On 31 March 1772, he married Elizabeth Baer. He seems to have had little romantic feeling toward her, writing in his Journal "I had to seek a housekeeper, which I found in Miss Elizabeth Baer, and entered with her into a state of matrimony." When she died thirty-nine years later, however, he showed his affection had matured, as he wrote "This evening at 6 o'clock my dear companion departed this life, and resigned her immortal spirit into the arms of Jesus her Savior. Peace be to thy ashes: for many years thou has been a staff and comfort unto me; soon we shall be reunited where parting will be no more." Christian and Elizabeth Newcomer had four children: Andrew, Jacob, David, and Elizabeth. After his wife's death Christian made his home with Andrew.

As a young man, Christian Newcomer learned the carpenter's trade. In time, he inherited the family farm, so took up farming instead. Throughout these early years, his friends continually urged him to preach. This troubled him greatly. In 1775, to escape the issue, he sold his farm in Lancaster County and moved to another he had bought at Beaver Creek, Maryland, seven miles south of Hagerstown in Washington County. Shortly after moving he became seriously ill. He believed he was dying and cried out for divine help. The illness subsided, he was left with a determination no longer to fight the call to preach. Shortly after his recovery he came under the itinerant preaching of Otterbein and Boehm and resolved to throw aside his inhibitions and go forth to preach. Newcomer was also influenced in ministry by a close associate of Otterbein's, George Adam Geeting. Indeed, as Koontz states "Ere long the growing group known as Otterbein's People came to recognize not three great spiritual leaders (i.e., Otterbein, Boehm and Geeting), but four, and Newcomer was the fourth." The probable date for the beginning of Newcomer's itinerant ministry is 1777.

==His Journal==
More is known of Newcomer's life and ministry than of any of the other United Brethren leaders because of the extensive journal he kept, in which he recorded his own activities, contemporary activities in the U.B. Church, and many public events, as well. Not long before his death, Newcomer and a long-time friend and co-worker, (the Rev.) John Hildt (who was a member of the Baltimore Church) began work on Newcomer's journal in preparation for publishing. Shortly after his death, the U.B. Conference appointed a committee to examine the original manuscripts, also with a view toward publication. Hildt was asked to undertake the task of transcribing, translating into English, and editing the personally written biography and journal of his close friend.
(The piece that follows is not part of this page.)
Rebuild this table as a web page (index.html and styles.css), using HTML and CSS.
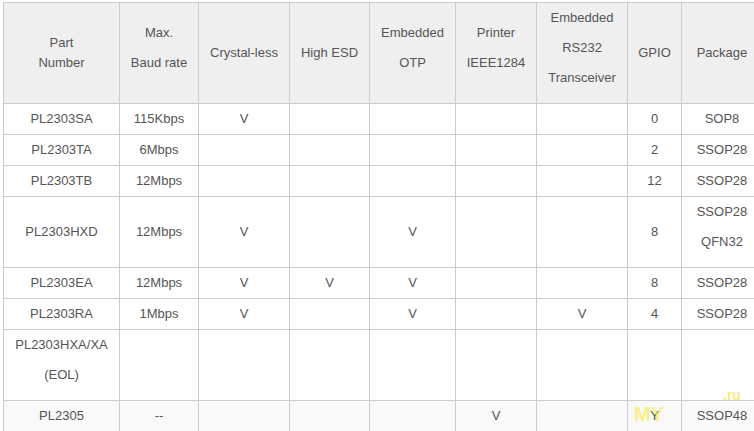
FILE: index.html
```html
<!DOCTYPE html>
<html>
<head>
<meta charset="utf-8">
<link rel="stylesheet" href="styles.css">
</head>
<body>
<div class="page">
<table class="spec">
  <colgroup>
    <col class="c1"><col class="c2"><col class="c3"><col class="c4"><col class="c5"><col class="c6"><col class="c7"><col class="c8"><col class="c9">
  </colgroup>
  <thead>
    <tr>
      <th>Part<br>Number</th>
      <th><p>Max.</p><p>Baud rate</p></th>
      <th>Crystal-less</th>
      <th>High ESD</th>
      <th><p>Embedded</p><p>OTP</p></th>
      <th><p>Printer</p><p>IEEE1284</p></th>
      <th><p>Embedded</p><p>RS232</p><p>Transceiver</p></th>
      <th>GPIO</th>
      <th>Package</th>
    </tr>
  </thead>
  <tbody>
    <tr><td>PL2303SA</td><td>115Kbps</td><td>V</td><td></td><td></td><td></td><td></td><td>0</td><td>SOP8</td></tr>
    <tr><td>PL2303TA</td><td>6Mbps</td><td></td><td></td><td></td><td></td><td></td><td>2</td><td>SSOP28</td></tr>
    <tr><td>PL2303TB</td><td>12Mbps</td><td></td><td></td><td></td><td></td><td></td><td>12</td><td>SSOP28</td></tr>
    <tr><td>PL2303HXD</td><td>12Mbps</td><td>V</td><td></td><td>V</td><td></td><td></td><td>8</td><td><p>SSOP28</p><p>QFN32</p></td></tr>
    <tr><td>PL2303EA</td><td>12Mbps</td><td>V</td><td>V</td><td>V</td><td></td><td></td><td>8</td><td>SSOP28</td></tr>
    <tr><td>PL2303RA</td><td>1Mbps</td><td>V</td><td></td><td>V</td><td></td><td>V</td><td>4</td><td>SSOP28</td></tr>
    <tr><td><p>PL2303HXA/XA</p><p>(EOL)</p></td><td></td><td></td><td></td><td></td><td></td><td></td><td></td><td></td></tr>
    <tr class="last"><td>PL2305</td><td>--</td><td></td><td></td><td></td><td>V</td><td></td><td>Y</td><td>SSOP48</td></tr>
  </tbody>
</table>
<div class="mark"><span class="my">MY</span><span class="ru">.ru</span></div>
</div>
</body>
</html>
```
FILE: styles.css
```css
html, body {
  margin: 0;
  padding: 0;
  background: #ffffff;
  overflow: hidden;
}
.page {
  position: relative;
  width: 754px;
  height: 431px;
  overflow: hidden;
  padding: 2px 0 0 3px;
  box-sizing: border-box;
}
.spec {
  border-collapse: collapse;
  table-layout: fixed;
  width: 759px;
  font-family: "Liberation Sans", Arial, sans-serif;
  font-size: 13px;
  line-height: 20px;
  color: #555555;
}
.c1 { width: 116px; }
.c2 { width: 79px; }
.c3 { width: 91px; }
.c4 { width: 80px; }
.c5 { width: 86px; }
.c6 { width: 81px; }
.c7 { width: 91px; }
.c8 { width: 54px; }
.c9 { width: 81px; }
.spec th, .spec td {
  border: 1px solid #cccccc;
  padding: 5px;
  text-align: center;
  vertical-align: middle;
  font-weight: normal;
}
.spec th {
  background: #efefef;
}
.spec p {
  margin: 0 0 10px 0;
}
.spec tr.last td {
  background: #f9f9f9;
}
.mark {
  position: absolute;
  left: 634px;
  top: 401px;
  font-family: "Liberation Sans", Arial, sans-serif;
  font-weight: bold;
  font-size: 20px;
  line-height: 26px;
  pointer-events: none;
}
.my {
  color: rgba(245, 236, 60, 0.6);
}
.ru {
  position: absolute;
  left: 89px;
  top: -14px;
  font-size: 14px;
  line-height: 16px;
  color: rgba(245, 225, 60, 0.7);
}
```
In 1834, four years after Newcomer's death, The Life and Journal of the Rev'd Christian Newcomer, Late Bishop of the Church of the United Brethren in Christ was first published. In covers primarily the period of 27 October 1795 to 4 March 1830. A copy of this Journal resides in the Library of Congress, where it has even served to establish definite dates and events of early U.S. history.

Although there is scant record of Newcomer's first eighteen years of ministry, his name does appear in the lists of the U.B. conferences of 1789 (at Otterbein's parsonage in Baltimore) and 1791 (at John Spangler's in York County, Pennsylvania).